WHEREAS, the Corporation plans to file a registration statement on
Form SB-2 (the "Registration Statement") with the Securities and Exchange
Commission (the "SEC") under the Securities Act of 1933, as amended (the
"Securities Act"), registering therein shares of its Common Stock,$.01 par value
(the "Common Stock"). on behalf of persons who have registration rights;
WHEREAS, each Holder beneficially owns an aggregate number of shares of
the Corporation's Common Stock listed below his name on the signature page
hereto;
WHEREAS, the Holders, having previously been granted registration
rights, now wish to include in the Registration Statement the number of shares
(collectively, the "Shares") of Common Stock in the amount set forth opposite
their respective names on Schedule I attached hereto; and
WHEREAS, subject to the terms and conditions herein, the Corporation
has agreed to file the Registration Statement and include the Shares therein
and, as a condition to registering the Shares in the Registration Statement, the
Holders have agreed to enter into this Agreement.

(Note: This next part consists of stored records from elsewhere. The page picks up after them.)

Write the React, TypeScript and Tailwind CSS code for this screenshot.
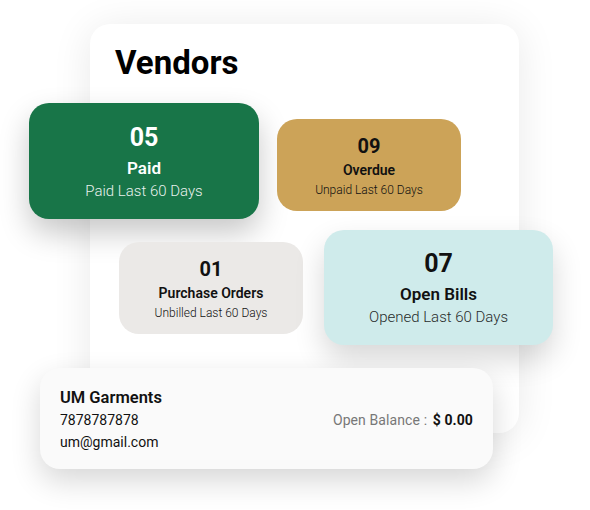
import React from 'react'

type Stat = {
  count: string
  title: string
  sub: string
  box: string
  size: 'lg' | 'sm'
  tone: string
}

const STATS: Stat[] = [
  { count: '05', title: 'Paid', sub: 'Paid Last 60 Days', box: 'left-[29px] top-[103px] w-[230px] h-[116px] bg-[#187548] shadow-[0_14px_30px_rgba(0,0,0,0.22)]', size: 'lg', tone: 'text-white' },
  { count: '09', title: 'Overdue', sub: 'Unpaid Last 60 Days', box: 'left-[277px] top-[119px] w-[184px] h-[92px] bg-[#cca358]', size: 'sm', tone: 'text-[#111]' },
  { count: '01', title: 'Purchase Orders', sub: 'Unbilled Last 60 Days', box: 'left-[119px] top-[242px] w-[184px] h-[92px] bg-[#ebe9e7]', size: 'sm', tone: 'text-[#111]' },
  { count: '07', title: 'Open Bills', sub: 'Opened Last 60 Days', box: 'left-[324px] top-[230px] w-[229px] h-[115px] bg-[#cfebeb] shadow-[0_14px_30px_rgba(0,0,0,0.16)]', size: 'lg', tone: 'text-[#111]' },
]

function StatCard({ s }: { s: Stat }) {
  const lg = s.size === 'lg'
  return (
    <div className={`absolute ${s.box} rounded-[20px] flex flex-col items-center justify-center ${s.tone}`}>
      <div className={lg ? 'text-[25px] font-bold leading-[30px] mt-[1px]' : 'text-[20px] font-bold leading-[24px] mt-[2px]'}>{s.count}</div>
      <div className={lg ? 'text-[17px] font-semibold leading-[22px] mt-[4px]' : 'text-[14px] font-semibold leading-[18px] mt-[3px]'}>{s.title}</div>
      <div className={lg ? 'text-[15px] font-light leading-[20px] mt-[2px] opacity-90' : 'text-[12px] font-light leading-[16px] mt-[3px]'}>{s.sub}</div>
    </div>
  )
}

export default function App() {
  return (
    <div className="relative w-[590px] h-[510px] bg-white overflow-hidden" style={{ fontFamily: 'Roboto, "Liberation Sans", sans-serif' }}>
      {/* Main panel */}
      <div className="absolute left-[90px] top-[24px] w-[429px] h-[409px] bg-white rounded-[20px] shadow-[0_4px_40px_rgba(0,0,0,0.09)]">
        <h1 className="pl-[25px] pt-[19px] text-[33px] font-bold text-black leading-[40px]">Vendors</h1>
      </div>

      {STATS.map(s => <StatCard key={s.title} s={s} />)}

      {/* Vendor row */}
      <div className="absolute left-[40px] top-[368px] w-[453px] h-[101px] bg-[#fafafa] rounded-[20px] shadow-[0_12px_30px_rgba(0,0,0,0.16)] flex items-center justify-between pl-[20px] pr-[20px]">
        <div className="flex flex-col text-[#111] mt-[3px]">
          <div className="text-[16.5px] font-semibold leading-[22px]">UM Garments</div>
          <div className="text-[14px] leading-[22px]">7878787878</div>
          <div className="text-[14px] leading-[22px]">um@gmail.com</div>
        </div>
        <div className="text-[14px] text-[#777] leading-[20px] mt-[2px] tracking-[0.1px]">
          Open Balance : <span className="font-bold text-[#111] ml-[2px]">$ 0.00</span>
        </div>
      </div>
    </div>
  )
}
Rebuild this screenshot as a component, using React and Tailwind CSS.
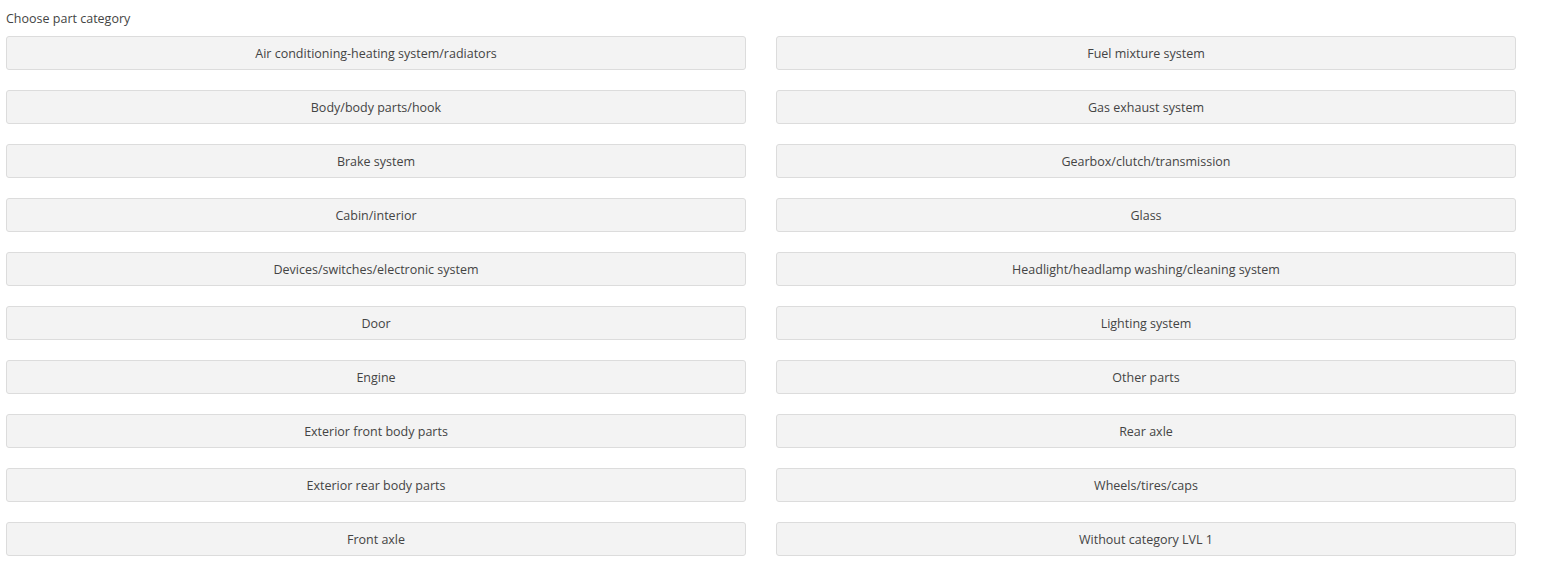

NOW, THEREFORE, in consideration of the promises, the mutual covenants
herein set forth and other good and valuable consideration, the parties hereto
agree as follows:
ARTICLE I.
OBLIGATIONS OF THE CORPORATION
1.1 Filing of Registration Statement. The Corporation shall, as
promptly as practicable after the date hereof, prepare and file the Registration
Statement covering the Shares and shall use its best efforts to cause the
Registration Statement to become effective under the Securities Act. The
Corporation's obligation under this Agreement shall be limited to preparing and
filing, in accordance with the preceding sentence, one Registration Statement to
be effective under the Securities Act. The Corporation may include in the
Registration Statement shares of its Common Stock owned by persons in addition
to the Holders.
1.2 Expenses. The Corporation shall bear the entire cost and expense
of the Registration Statement and related expenses, including legal fees,
accountants' fees, printing fees and SEC and "blue sky" filing fees; provided
that each Holder shall bear the cost of his counsel, if any, and the brokerage
fees or commissions incurred in connection with the sale of his portion of the
Shares.
1.3 Prospectus. The Corporation shall furnish the Holders such number
of copies of the prospectus (including each preliminary, amended or supplemental
prospectus, collectively, the "Prospectus") to the Registration Statement as the
Holders may reasonably request in order to facilitate sales of their respective
portion of the Shares.
ARTICLE II.
AGREEMENTS OF THE HOLDERS
Each Holder severally represents and agrees as follows:
2.1 Completeness of Information. The information regarding the Holder
in the excerpt of the Registration Statement, representing the sections of such
Registration Statement entitled "Selling Stockholders" and "Plan of
Distribution," and attached hereto as Exhibit A, is complete and correct. The
Holder agrees to give the Corporation prompt written notice in the event such
information ceases to be complete and correct.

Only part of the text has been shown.